An 8kg iron and a simple kind of joy
- Farthings

- Feb 25
- 4 min read
Most days we rush through small jobs without thinking about them. We fold a shirt, wipe a mark, hang a coat back up and our mind is already on the next thing. I do it too. But on our trip to India, Pierre and I walked into a public laundry in Fort Kochi and it made me slow down.

The place is called Dhoby Khana Public Laundry. Fort Kochi has layers of history in it and one of those layers is Dutch. The Dutch took control of Kochi in the 1660s, after the Portuguese and parts of the old town still carry traces of that period. Local accounts around
Dhoby Khana say the laundry’s roots link back to Dutch-era needs (uniforms and official washing) with washer families brought in and the work continuing through generations.

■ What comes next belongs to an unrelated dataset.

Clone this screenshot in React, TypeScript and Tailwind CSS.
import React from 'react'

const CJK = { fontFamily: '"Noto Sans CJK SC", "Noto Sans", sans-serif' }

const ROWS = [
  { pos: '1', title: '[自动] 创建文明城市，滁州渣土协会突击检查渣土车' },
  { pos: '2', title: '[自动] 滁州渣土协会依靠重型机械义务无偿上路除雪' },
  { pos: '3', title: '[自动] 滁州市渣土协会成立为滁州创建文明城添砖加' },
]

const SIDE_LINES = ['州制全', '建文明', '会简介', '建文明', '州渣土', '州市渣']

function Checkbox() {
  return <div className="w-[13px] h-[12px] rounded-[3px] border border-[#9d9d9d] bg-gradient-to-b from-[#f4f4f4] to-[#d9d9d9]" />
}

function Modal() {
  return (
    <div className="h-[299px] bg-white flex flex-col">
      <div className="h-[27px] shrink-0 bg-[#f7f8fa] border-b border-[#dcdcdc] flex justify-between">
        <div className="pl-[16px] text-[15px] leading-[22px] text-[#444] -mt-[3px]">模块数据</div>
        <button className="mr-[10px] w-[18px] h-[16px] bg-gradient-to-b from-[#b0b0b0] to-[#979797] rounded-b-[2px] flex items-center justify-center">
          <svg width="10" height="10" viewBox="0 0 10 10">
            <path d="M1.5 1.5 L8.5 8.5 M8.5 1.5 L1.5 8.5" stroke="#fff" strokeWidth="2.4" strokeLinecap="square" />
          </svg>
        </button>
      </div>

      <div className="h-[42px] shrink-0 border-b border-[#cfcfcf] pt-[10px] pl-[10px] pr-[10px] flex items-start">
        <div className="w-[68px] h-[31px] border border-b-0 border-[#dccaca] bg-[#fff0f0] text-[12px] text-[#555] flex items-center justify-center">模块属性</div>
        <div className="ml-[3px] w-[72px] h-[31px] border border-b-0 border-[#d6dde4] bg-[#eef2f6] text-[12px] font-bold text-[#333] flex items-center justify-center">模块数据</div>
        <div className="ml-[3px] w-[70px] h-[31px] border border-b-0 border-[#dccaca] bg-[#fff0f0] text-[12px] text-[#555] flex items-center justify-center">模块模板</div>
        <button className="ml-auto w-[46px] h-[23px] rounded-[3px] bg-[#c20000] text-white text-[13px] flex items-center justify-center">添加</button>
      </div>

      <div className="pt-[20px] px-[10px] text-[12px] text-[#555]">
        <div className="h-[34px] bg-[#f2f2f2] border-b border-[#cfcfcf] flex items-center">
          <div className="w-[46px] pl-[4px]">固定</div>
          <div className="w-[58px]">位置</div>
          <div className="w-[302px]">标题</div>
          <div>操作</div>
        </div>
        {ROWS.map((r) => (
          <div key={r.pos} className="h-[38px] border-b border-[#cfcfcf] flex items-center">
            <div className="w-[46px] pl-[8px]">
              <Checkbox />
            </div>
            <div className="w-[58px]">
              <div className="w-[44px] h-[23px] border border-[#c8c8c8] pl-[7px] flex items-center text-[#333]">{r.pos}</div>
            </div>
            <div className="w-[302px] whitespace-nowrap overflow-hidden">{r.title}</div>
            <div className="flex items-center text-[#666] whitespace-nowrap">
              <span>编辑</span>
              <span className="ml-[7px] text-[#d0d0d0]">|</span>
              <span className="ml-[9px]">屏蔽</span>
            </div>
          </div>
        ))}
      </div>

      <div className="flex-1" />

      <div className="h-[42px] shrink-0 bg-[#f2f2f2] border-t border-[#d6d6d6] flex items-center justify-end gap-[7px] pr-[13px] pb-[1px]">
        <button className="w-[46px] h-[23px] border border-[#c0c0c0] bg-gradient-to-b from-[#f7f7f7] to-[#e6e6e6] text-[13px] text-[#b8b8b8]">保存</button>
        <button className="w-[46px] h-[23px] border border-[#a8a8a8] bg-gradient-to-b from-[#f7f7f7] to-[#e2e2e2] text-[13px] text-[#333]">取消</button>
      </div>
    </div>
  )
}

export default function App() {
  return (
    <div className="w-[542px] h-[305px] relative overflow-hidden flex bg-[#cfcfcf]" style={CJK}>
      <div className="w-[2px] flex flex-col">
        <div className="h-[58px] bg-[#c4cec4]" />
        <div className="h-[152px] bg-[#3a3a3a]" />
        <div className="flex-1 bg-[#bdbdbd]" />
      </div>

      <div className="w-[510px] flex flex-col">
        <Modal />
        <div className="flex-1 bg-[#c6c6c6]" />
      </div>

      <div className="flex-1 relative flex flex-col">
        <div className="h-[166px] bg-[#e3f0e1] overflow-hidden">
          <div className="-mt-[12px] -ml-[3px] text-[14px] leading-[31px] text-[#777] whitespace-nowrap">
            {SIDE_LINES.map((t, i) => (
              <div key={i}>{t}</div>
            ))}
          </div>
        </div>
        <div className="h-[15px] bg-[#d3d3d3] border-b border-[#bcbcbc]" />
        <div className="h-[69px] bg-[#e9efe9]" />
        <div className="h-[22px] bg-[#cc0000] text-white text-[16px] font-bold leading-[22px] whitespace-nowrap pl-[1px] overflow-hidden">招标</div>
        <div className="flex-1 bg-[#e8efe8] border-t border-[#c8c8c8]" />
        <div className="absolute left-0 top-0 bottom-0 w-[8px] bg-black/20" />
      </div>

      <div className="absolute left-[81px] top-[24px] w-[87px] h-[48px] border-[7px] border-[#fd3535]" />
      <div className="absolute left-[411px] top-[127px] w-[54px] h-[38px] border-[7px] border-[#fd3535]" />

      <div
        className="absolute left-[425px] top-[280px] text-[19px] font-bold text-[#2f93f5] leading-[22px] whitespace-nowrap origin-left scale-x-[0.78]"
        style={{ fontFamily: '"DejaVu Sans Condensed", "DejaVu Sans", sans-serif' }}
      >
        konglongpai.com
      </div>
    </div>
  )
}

It is not set up for visitors. It is simply where people work. You notice that straight away. Buckets and barrels are where they need to be, not where they look nice. The air is warm and damp. Fabric is everywhere, heavy with water, lifted and moved with practice. There is a steady sound to it all: water, cloth, hands, feet.

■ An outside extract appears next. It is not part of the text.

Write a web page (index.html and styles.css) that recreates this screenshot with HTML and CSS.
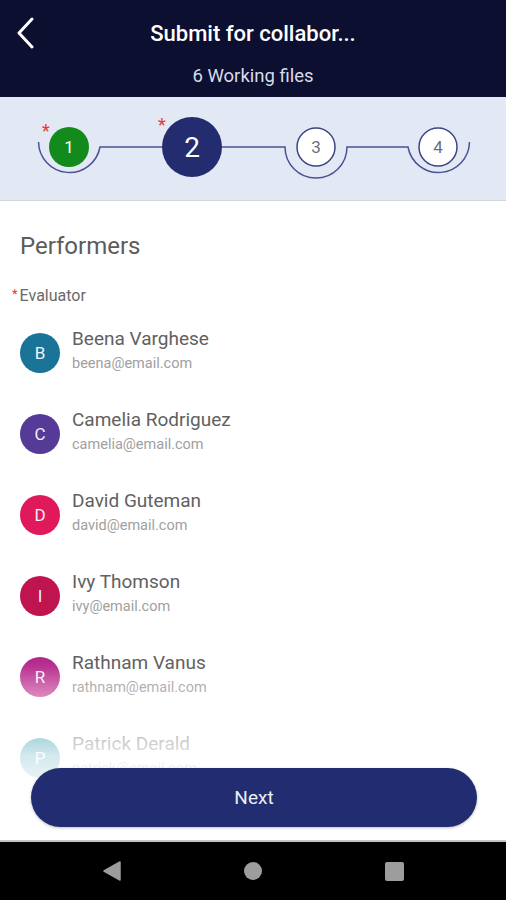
FILE: index.html
```html
<!DOCTYPE html>
<html lang="en">
<head>
<meta charset="utf-8"/>
<title>Submit for collaboration</title>
<link rel="stylesheet" href="styles.css">
</head>
<body>
<div class="screen">
    <header class="topbar">
        <button class="back" aria-label="Back">
            <svg width="20" height="32" viewBox="0 0 20 32"><path d="M16 2 L3 16 L16 30" fill="none" stroke="#fff" stroke-width="3" stroke-linecap="round" stroke-linejoin="round"/></svg>
        </button>
        <h1 class="title">Submit for collabor...</h1>
        <p class="subtitle">6 Working files</p>
    </header>

    <section class="stepper">
        <svg class="steps" width="506" height="103" viewBox="0 0 506 103">
            <g fill="none" stroke="#4b5294" stroke-width="1.5">
                <path d="M38.5 45 A31 31 0 0 0 100 50 H162"/>
                <path d="M222 50 H285 A31 31 0 0 0 347 50 H408 A31 31 0 0 0 469.5 45"/>
            </g>
            <circle cx="69" cy="50" r="20" fill="#128a1c"/>
            <text class="num" x="69" y="56" fill="#fff">1</text>
            <circle cx="192" cy="50" r="30" fill="#222c6e"/>
            <text class="num big" x="192" y="60" fill="#fff">2</text>
            <circle cx="316" cy="50" r="19" fill="#fff" stroke="#3d4583" stroke-width="1.5"/>
            <text class="num" x="316" y="56" fill="#6b6d80">3</text>
            <circle cx="438" cy="50" r="19" fill="#fff" stroke="#3d4583" stroke-width="1.5"/>
            <text class="num" x="438" y="56" fill="#6b6d80">4</text>
            <text class="star" x="46" y="40">*</text>
            <text class="star" x="162" y="34">*</text>
        </svg>
    </section>

    <main class="content">
        <h2 class="section-title">Performers</h2>
        <div class="field-label"><span class="req">*</span>Evaluator</div>
        <ul class="people">
            <li class="person">
                <span class="avatar av-teal">B</span>
                <div class="info"><span class="name">Beena Varghese</span><span class="email">beena@email.com</span></div>
            </li>
            <li class="person">
                <span class="avatar av-purple">C</span>
                <div class="info"><span class="name">Camelia Rodriguez</span><span class="email">camelia@email.com</span></div>
            </li>
            <li class="person">
                <span class="avatar av-red">D</span>
                <div class="info"><span class="name">David Guteman</span><span class="email">david@email.com</span></div>
            </li>
            <li class="person">
                <span class="avatar av-crimson">I</span>
                <div class="info"><span class="name">Ivy Thomson</span><span class="email">ivy@email.com</span></div>
            </li>
            <li class="person">
                <span class="avatar av-magenta">R</span>
                <div class="info"><span class="name">Rathnam Vanus</span><span class="email">rathnam@email.com</span></div>
            </li>
            <li class="person">
                <span class="avatar av-sea">P</span>
                <div class="info"><span class="name">Patrick Derald</span><span class="email">patrick@email.com</span></div>
            </li>
        </ul>
        <div class="fade"></div>
        <button class="next">Next</button>
    </main>

    <nav class="sysbar">
        <svg width="18" height="20" viewBox="0 0 18 20"><path d="M1 10 L17 1 L17 19 Z" fill="#9d9d9d" stroke="#9d9d9d" stroke-width="1.5" stroke-linejoin="round"/></svg>
        <svg width="18" height="18" viewBox="0 0 18 18"><circle cx="9" cy="9" r="9" fill="#9d9d9d"/></svg>
        <svg width="19" height="19" viewBox="0 0 19 19"><rect x="0" y="0" width="19" height="19" rx="2" fill="#9d9d9d"/></svg>
    </nav>
</div>
</body>
</html>
```

FILE: styles.css
```css
* {
    box-sizing: border-box;
}
body {
    margin: 0;
    font-family: Roboto, "Noto Sans", sans-serif;
    background: #fff;
}
.screen {
    width: 506px;
    height: 900px;
    display: flex;
    flex-direction: column;
    overflow: hidden;
}

/* header */
.topbar {
    height: 97px;
    background: #0c0f30;
    display: grid;
    grid-template-columns: 56px 1fr 56px;
    grid-template-rows: auto auto;
    padding-top: 21px;
}
.back {
    grid-column: 1;
    grid-row: 1;
    background: none;
    border: 0;
    padding: 0 0 0 16px;
    margin-top: -5px;
    height: 34px;
    display: flex;
    align-items: center;
}
.title {
    grid-column: 2;
    grid-row: 1;
    margin: 0;
    text-align: center;
    color: #fff;
    font-size: 22px;
    line-height: 26px;
    font-weight: 500;
}
.subtitle {
    grid-column: 1 / -1;
    grid-row: 2;
    margin: 4px 0 0;
    text-align: center;
    color: #d9dbe7;
    font-size: 18.5px;
    line-height: 24px;
}

/* stepper */
.stepper {
    height: 104px;
    background: #e3e8f5;
    border-bottom: 1px solid #d2d6df;
}
.steps {
    display: block;
}
.num {
    font-family: Roboto, sans-serif;
    font-size: 17px;
    text-anchor: middle;
}
.num.big {
    font-size: 28px;
}
.star {
    font-family: Roboto, sans-serif;
    font-size: 18px;
    fill: #e8382f;
    text-anchor: middle;
}

/* list */
.content {
    flex: 1;
    position: relative;
    padding: 31px 0 0 20px;
}
.section-title {
    margin: 0;
    font-size: 24px;
    line-height: 28px;
    font-weight: 400;
    color: #5c5c5c;
}
.field-label {
    margin: 24px 0 0 -8px;
    font-size: 16px;
    line-height: 20px;
    color: #6a6a6a;
}
.req {
    color: #e8382f;
    font-size: 13px;
    vertical-align: 3px;
    margin-right: 2px;
}
.people {
    list-style: none;
    margin: 6px 0 0;
    padding: 0;
}
.person {
    height: 81px;
    display: flex;
    align-items: center;
    gap: 12px;
}
.avatar {
    width: 40px;
    height: 40px;
    border-radius: 50%;
    flex: none;
    display: flex;
    align-items: center;
    justify-content: center;
    color: #f2f2f6;
    font-size: 17px;
}
.av-teal { background: #1a7497; }
.av-purple { background: #563a98; }
.av-red { background: #e0195b; }
.av-crimson { background: #bf1450; }
.av-magenta { background: linear-gradient(#b0268a, #cf5aa6); }
.av-sea { background: #138aa2; }
.info {
    display: flex;
    flex-direction: column;
    padding-bottom: 4px;
}
.name {
    font-size: 19px;
    line-height: 24px;
    color: #616161;
}
.email {
    margin-top: 3px;
    font-size: 14.5px;
    line-height: 20px;
    color: #a0a0a0;
}
.fade {
    position: absolute;
    left: 0;
    right: 0;
    top: 465px;
    bottom: 0;
    background: linear-gradient(rgba(255,255,255,0), rgba(255,255,255,0.82) 52%, #fff 80%);
}
.next {
    position: absolute;
    left: 31px;
    right: 29px;
    bottom: 13px;
    height: 59px;
    border: 0;
    border-radius: 30px;
    background: #222c70;
    color: #eceef6;
    font-family: Roboto, sans-serif;
    font-size: 19px;
    box-shadow: 0 1px 3px rgba(0,0,0,0.25);
}

/* android nav */
.sysbar {
    height: 60px;
    flex: none;
    background: #000;
    border-top: 2px solid #c4c4c4;
    display: flex;
    align-items: center;
    justify-content: center;
    gap: 123px;
}
```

One of the workers came over and spoke to us. He was friendly, but not in a polished way. More like someone who is used to getting on with things and who is happy to explain if you show proper interest. At some point he told us that his father worked there. Then his grandfather. Then his great-grandfather. He said it plainly, without drama, and then he smiled.
What stayed with me was his face when he said it. Not pride in a loud way. More a quiet certainty. This is his work, his place and it matters. You could see he felt part of something bigger than himself.

As we watched, the work moved in a calm rhythm. People passed cloth to one another without needing to call out. Someone took a corner of a sheet as another person lifted it. Somebody reached for a bucket and it was already there. Nothing felt rushed, but nothing felt slow either. It was the pace of people who know what they are doing.

I kept thinking about community, not as an idea but as something practical. They work close together, and they rely on each other. The job needs many hands, and it only works if those hands move with respect. It is not romantic. It is simply how the work gets done.
Then we saw the irons. I had heard about them before we went but seeing them is different. They are heavy, six to eight kilograms and they are heated with coconut coal. When you see someone lifting that weight again and again, you realise it takes strength but also control. Too hot and you mark the cloth. Too little heat and nothing happens. They handle the iron the way you handle a tool you have known for years.
The sound of the iron moving across fabric is soft, almost like a low hush. Steam rises in small bursts. Shirts and sheets are pressed with care not because it is showy, but because that is the standard of the place. It is work done properly, one piece at a time.

I found myself thinking about how often we treat these jobs as annoying. Ironing. Folding. Washing. We call them chores and try to get them over with. But in Dhoby Khana, the smallest tasks carry dignity. The work is repeated, but it is not empty. People are present in it.

It made me ask myself a simple question. When was the last time I felt content doing something small and ordinary, without trying to rush through it? Not pleased because I achieved something big, but calm because I did one thing properly.
The world runs on quiet work: cleaning, pressing, repairing, turning up day after day. We don’t always notice it but it is what makes life run smoothly.
Back in Cambridge, the setting is very different but the lesson feels familiar. At Farthings Dry Cleaners we see, every day, that care is not really about cloth. People bring in the things they wear to important moments. A dress from a wedding. A coat that has been with them for years. A suit they need to feel right in again. Often there is a little worry attached to it, even if they don’t say so.
What Dhoby Khana Public Laundry reminded me is that good care is quiet. It is skill, attention and patience. It is doing the job properly even when nobody is watching. It is pride without showing off. And it is also, in its own way, a form of community. Taking responsibility for something that matters to other people.
If you find yourself rushing this week, maybe pause for a moment when you’re doing one small task. Fold something carefully. Wipe a mark gently instead of angrily. Take an extra thirty seconds to do it well. It won’t change the world but it might change the feel of your day.
That is what we took from a working laundry in Fort Kochi: a simple reminder that care is not a luxury. It is a way of living.